Hemos atravesado fatigas y deseos
Sin reencontrar el sabor de los sueños de infancia
Ya no queda gran cosa al fondo de nuestra sonrisa
Somos prisioneros de nuestra transparencia.

Este es Howard Phillips Lovecraft en Hongos de Yuggoht:

A diez millas de Arkham había encontrado el sendero
que bordea el acantilado sobre Boynton Beach,
y esperaba alcanzar a la hora del crepúsculo
la cresta que domina Innsmouth en el valle.
Hacia alta mar se alejaba una vela
blanca como los duros años
de vientos antiguos
podían blanquear,
pero me pareció un presagio adverso e indecible;
por eso no agité la mano ni grité adiós.
¡Veleros zarpando de Innsmouth!
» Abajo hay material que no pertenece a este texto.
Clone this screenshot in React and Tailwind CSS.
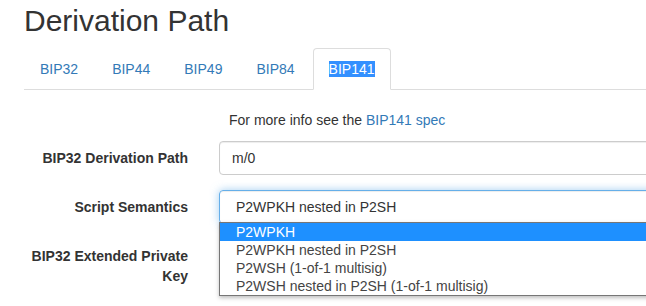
export default function App() {
  const tabs = ["BIP32", "BIP44", "BIP49", "BIP84", "BIP141"];
  const options = [
    "P2WPKH",
    "P2WPKH nested in P2SH",
    "P2WSH (1-of-1 multisig)",
    "P2WSH nested in P2SH (1-of-1 multisig)"
  ];

  return (
    <div className="relative h-[306px] w-[646px] overflow-hidden bg-white pl-6 font-['Liberation_Sans',Arial,sans-serif] text-[14px] leading-5 text-[#333]">
      <h2 className="mt-1 text-[30px] leading-[33px] font-normal">Derivation Path</h2>

      <ul className="mt-[11px] flex w-[700px] border-b border-[#ddd]">
        {tabs.map((tab, i) => {
          const active = i === tabs.length - 1;
          return (
            <li key={tab} className="-mb-px mr-[2px]">
              {active ? (
                <div className="rounded-t-[4px] border border-[#ddd] border-b-white bg-white px-[15px] py-[10px] text-[#337ab7]">
                  <span className="bg-[#3390ff] text-white">{tab}</span>
                </div>
              ) : (
                <div className="border border-transparent px-[15px] py-[10px] text-[#337ab7]">{tab}</div>
              )}
            </li>
          );
        })}
      </ul>

      <p className="mt-5 ml-[205px]">
        For more info see the <span className="text-[#337ab7]">BIP141 spec</span>
      </p>

      <div className="mt-[11px] flex flex-col gap-[15px]">
        <div className="flex items-center">
          <label className="w-[164px] shrink-0 text-right font-bold">BIP32 Derivation Path</label>
          <div className="ml-[31px] h-[34px] w-[520px] shrink-0 rounded-[4px] border border-[#ccc] px-3 py-[6px] shadow-[inset_0_1px_1px_rgba(0,0,0,0.075)]">
            m/0
          </div>
        </div>

        <div className="flex items-center">
          <label className="w-[164px] shrink-0 text-right font-bold">Script Semantics</label>
          <div className="ml-[31px] h-[34px] w-[520px] shrink-0 rounded-[4px] border border-[#66afe9] py-[6px] pl-4 shadow-[inset_0_1px_1px_rgba(0,0,0,0.075),0_0_8px_rgba(102,175,233,0.6)]">
            P2WPKH nested in P2SH
          </div>
        </div>

        <div className="flex items-start">
          <label className="w-[164px] shrink-0 pt-[7px] text-right font-bold">BIP32 Extended Private Key</label>
          <div className="ml-[31px] h-[90px] w-[520px] shrink-0" />
        </div>
      </div>

      <ul className="absolute top-[222px] left-[219px] w-[500px] border border-[#767676] bg-white text-[#444] shadow-[0_2px_4px_rgba(0,0,0,0.25)]">
        {options.map((opt, i) => (
          <li
            key={opt}
            className={i === 0 ? "h-[18px] bg-[#1e90ff] pl-4 leading-[18px] text-white" : "h-[18px] pl-4 leading-[18px]"}
          >
            {opt}
          </li>
        ))}
      </ul>
    </div>
  );
}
Ecos de famas antiguas,
de épocas muertas hace tiempo; pero ahora se acerca
una noche demasiado rápida, y he llegado a la cumbre
desde la que tantas veces oteé la ciudad lejana.
Agujas y tejados siguen allí… pero ¡miren!
¡Las tinieblas se abaten sobre las lóbregas callejuelas,
más oscuras que la tumba!

Muchas gracias(3).

(1)  “Sus objetivos eran fundamentalmente sanos”, dijo Lovecraft hacia el inicio de la carrera política de Adolf Hitler.

(2) ¿No seríamos demasiado ingenuos si no creyéramos que ya fueron clonados humanos? Lo único que no tenemos son las fechas y los lugares exactos.

(3) Esta es una versión sintetizada de “Lovecraft y Houellebecq entre nosotros”, una charla ofrecida en septiembre de 2021 durante el ciclo de clases magistrales de la Escuela de Escritura Paco.